What the task asks => Look through the material below for "Tailwind". Copy every line that contains it.

(Entries with page source code)
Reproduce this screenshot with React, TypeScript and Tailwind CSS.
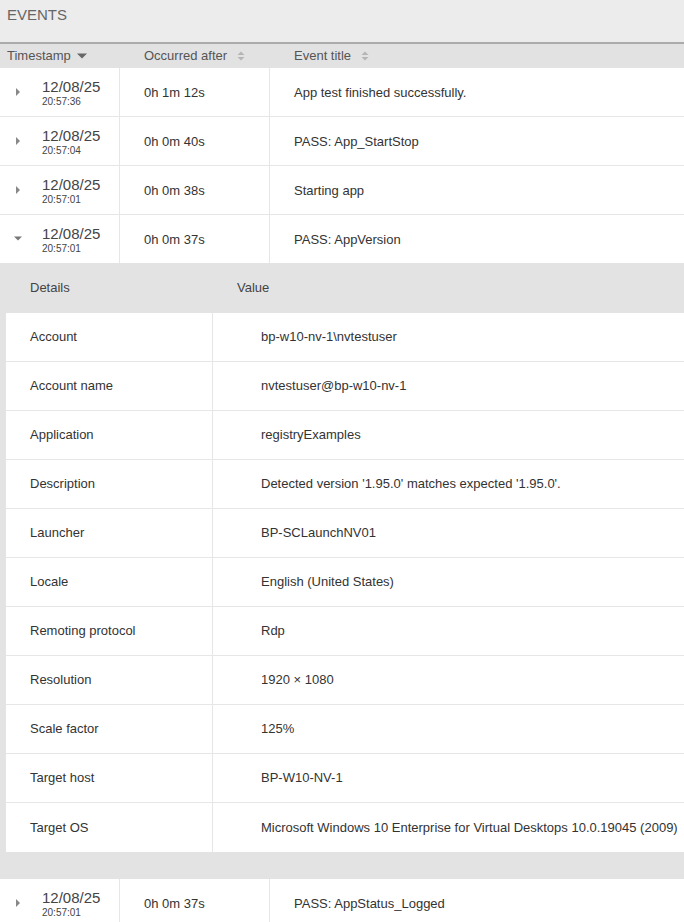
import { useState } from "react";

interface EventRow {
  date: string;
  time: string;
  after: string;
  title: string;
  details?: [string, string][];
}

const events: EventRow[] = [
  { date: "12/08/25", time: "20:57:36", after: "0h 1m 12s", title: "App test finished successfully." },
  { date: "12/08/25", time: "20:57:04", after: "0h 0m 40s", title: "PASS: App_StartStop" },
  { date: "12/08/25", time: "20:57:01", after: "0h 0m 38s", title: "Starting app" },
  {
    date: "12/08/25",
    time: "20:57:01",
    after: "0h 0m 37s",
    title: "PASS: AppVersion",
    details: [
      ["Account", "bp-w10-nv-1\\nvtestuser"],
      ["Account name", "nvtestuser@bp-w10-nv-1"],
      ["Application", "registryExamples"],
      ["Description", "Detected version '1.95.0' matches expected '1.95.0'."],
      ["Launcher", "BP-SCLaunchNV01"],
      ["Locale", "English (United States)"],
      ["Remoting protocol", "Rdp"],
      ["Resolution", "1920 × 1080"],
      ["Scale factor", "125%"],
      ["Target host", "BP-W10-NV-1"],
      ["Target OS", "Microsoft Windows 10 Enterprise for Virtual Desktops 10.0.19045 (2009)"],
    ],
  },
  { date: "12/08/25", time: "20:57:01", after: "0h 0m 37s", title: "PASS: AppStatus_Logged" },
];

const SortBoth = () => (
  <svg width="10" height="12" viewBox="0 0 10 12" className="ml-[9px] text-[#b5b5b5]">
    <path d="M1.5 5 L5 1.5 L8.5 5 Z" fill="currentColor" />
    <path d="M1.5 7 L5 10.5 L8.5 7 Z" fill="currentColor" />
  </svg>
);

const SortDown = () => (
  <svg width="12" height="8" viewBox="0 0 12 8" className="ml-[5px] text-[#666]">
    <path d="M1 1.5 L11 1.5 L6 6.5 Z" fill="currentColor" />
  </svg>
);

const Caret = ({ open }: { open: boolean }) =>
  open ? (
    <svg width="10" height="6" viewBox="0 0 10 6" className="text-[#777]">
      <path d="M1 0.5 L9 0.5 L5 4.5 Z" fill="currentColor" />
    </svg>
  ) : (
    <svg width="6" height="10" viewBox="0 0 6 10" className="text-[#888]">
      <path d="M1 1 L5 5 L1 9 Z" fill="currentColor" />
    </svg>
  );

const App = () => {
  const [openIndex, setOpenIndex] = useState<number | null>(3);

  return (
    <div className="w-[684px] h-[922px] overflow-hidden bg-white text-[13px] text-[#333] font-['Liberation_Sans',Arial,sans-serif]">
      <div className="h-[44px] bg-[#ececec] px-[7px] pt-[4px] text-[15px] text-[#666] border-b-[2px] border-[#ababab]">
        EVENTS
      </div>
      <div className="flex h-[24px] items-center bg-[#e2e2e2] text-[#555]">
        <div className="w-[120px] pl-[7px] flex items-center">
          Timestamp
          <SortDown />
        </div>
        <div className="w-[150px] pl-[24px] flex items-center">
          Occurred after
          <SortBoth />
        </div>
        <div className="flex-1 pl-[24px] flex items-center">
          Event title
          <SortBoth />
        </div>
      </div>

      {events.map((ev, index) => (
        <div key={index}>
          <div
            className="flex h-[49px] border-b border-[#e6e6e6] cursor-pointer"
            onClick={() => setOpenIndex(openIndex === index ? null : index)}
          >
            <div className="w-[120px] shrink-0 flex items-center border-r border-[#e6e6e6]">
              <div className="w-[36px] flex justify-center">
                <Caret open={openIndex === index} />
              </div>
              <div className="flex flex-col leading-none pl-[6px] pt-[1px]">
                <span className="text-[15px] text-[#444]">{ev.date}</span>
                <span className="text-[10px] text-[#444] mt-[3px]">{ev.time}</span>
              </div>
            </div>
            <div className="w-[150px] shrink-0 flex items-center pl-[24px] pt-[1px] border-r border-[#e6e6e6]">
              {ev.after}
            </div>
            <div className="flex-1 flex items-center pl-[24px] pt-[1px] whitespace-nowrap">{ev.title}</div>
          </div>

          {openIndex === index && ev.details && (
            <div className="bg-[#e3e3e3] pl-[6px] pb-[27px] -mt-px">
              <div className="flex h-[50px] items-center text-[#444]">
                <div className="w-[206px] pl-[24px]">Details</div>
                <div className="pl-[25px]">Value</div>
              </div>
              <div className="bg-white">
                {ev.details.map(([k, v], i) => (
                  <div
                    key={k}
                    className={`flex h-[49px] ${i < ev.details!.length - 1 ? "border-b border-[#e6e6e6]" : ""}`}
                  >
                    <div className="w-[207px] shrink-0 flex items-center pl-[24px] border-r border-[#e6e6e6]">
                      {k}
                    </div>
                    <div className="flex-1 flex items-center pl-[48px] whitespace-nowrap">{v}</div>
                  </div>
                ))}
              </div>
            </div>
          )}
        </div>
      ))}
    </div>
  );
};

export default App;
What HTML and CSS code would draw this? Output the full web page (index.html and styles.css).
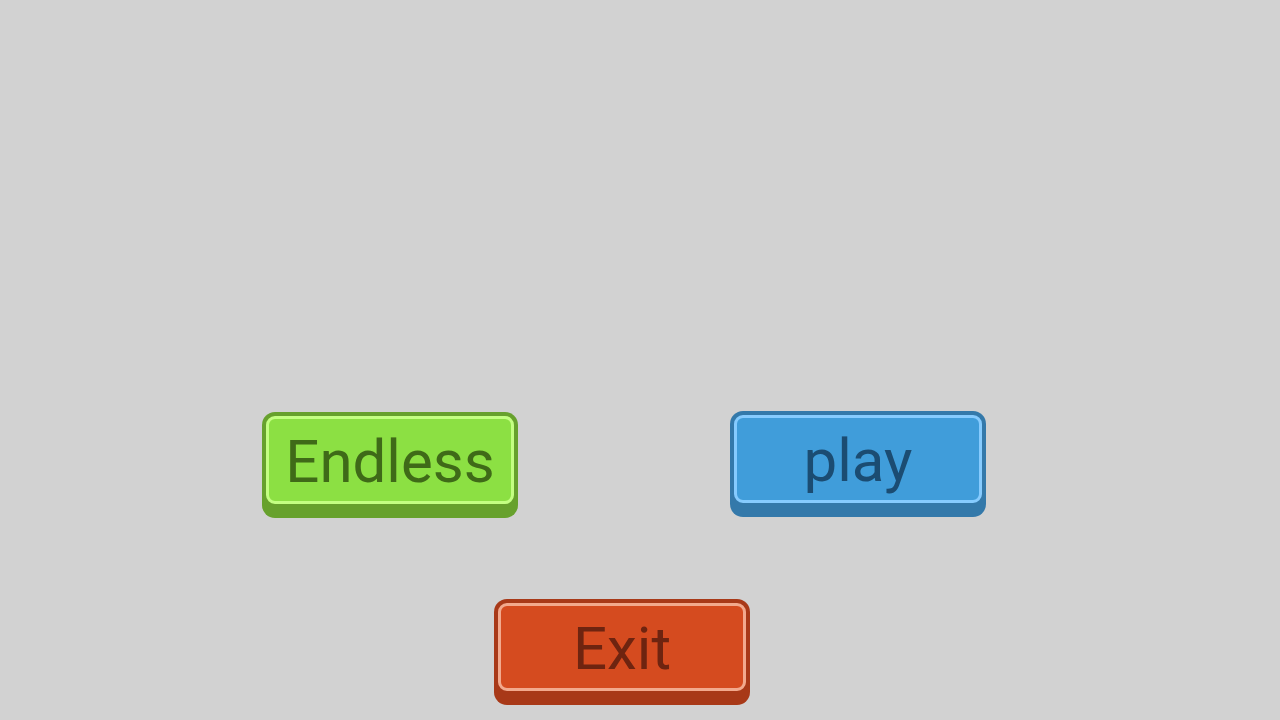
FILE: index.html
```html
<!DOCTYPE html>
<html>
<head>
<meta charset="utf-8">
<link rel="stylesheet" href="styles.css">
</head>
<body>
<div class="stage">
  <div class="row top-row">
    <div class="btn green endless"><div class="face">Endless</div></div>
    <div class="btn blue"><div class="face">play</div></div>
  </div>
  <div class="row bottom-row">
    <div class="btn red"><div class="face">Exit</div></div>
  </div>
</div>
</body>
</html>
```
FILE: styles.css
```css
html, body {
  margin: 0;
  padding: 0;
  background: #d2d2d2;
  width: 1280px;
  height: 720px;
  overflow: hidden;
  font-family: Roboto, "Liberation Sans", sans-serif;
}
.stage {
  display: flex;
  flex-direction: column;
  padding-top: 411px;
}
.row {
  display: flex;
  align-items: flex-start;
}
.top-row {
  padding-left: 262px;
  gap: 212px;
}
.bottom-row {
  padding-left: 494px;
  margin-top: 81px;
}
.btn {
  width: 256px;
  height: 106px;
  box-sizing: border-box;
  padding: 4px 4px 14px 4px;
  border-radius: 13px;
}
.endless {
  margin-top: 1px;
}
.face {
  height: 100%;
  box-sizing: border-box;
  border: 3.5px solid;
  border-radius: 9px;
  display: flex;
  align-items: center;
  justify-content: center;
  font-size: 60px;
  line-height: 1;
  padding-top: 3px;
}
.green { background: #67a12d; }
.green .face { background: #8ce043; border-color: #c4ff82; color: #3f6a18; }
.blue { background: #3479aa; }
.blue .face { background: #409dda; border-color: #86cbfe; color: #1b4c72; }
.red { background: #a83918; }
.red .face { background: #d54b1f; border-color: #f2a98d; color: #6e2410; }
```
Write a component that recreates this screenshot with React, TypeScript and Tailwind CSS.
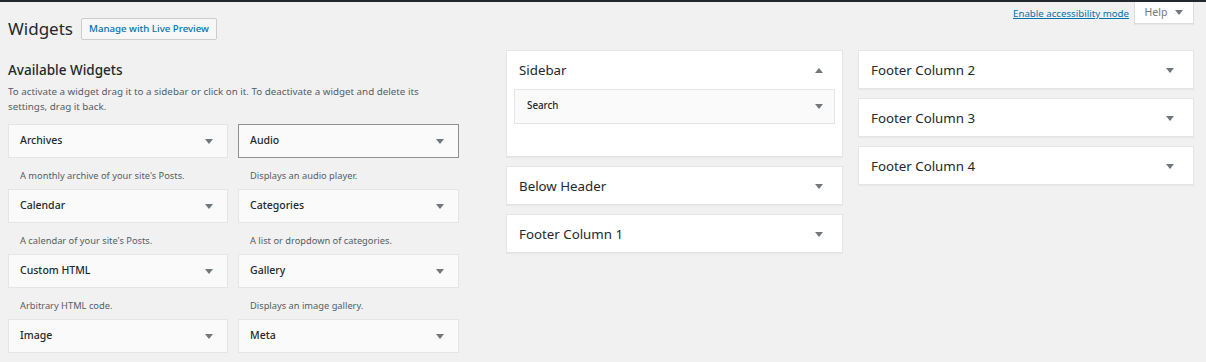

Expected answer =>
Reproduce this screenshot with React, TypeScript and Tailwind CSS.
Write a component that recreates this screenshot with React, TypeScript and Tailwind CSS.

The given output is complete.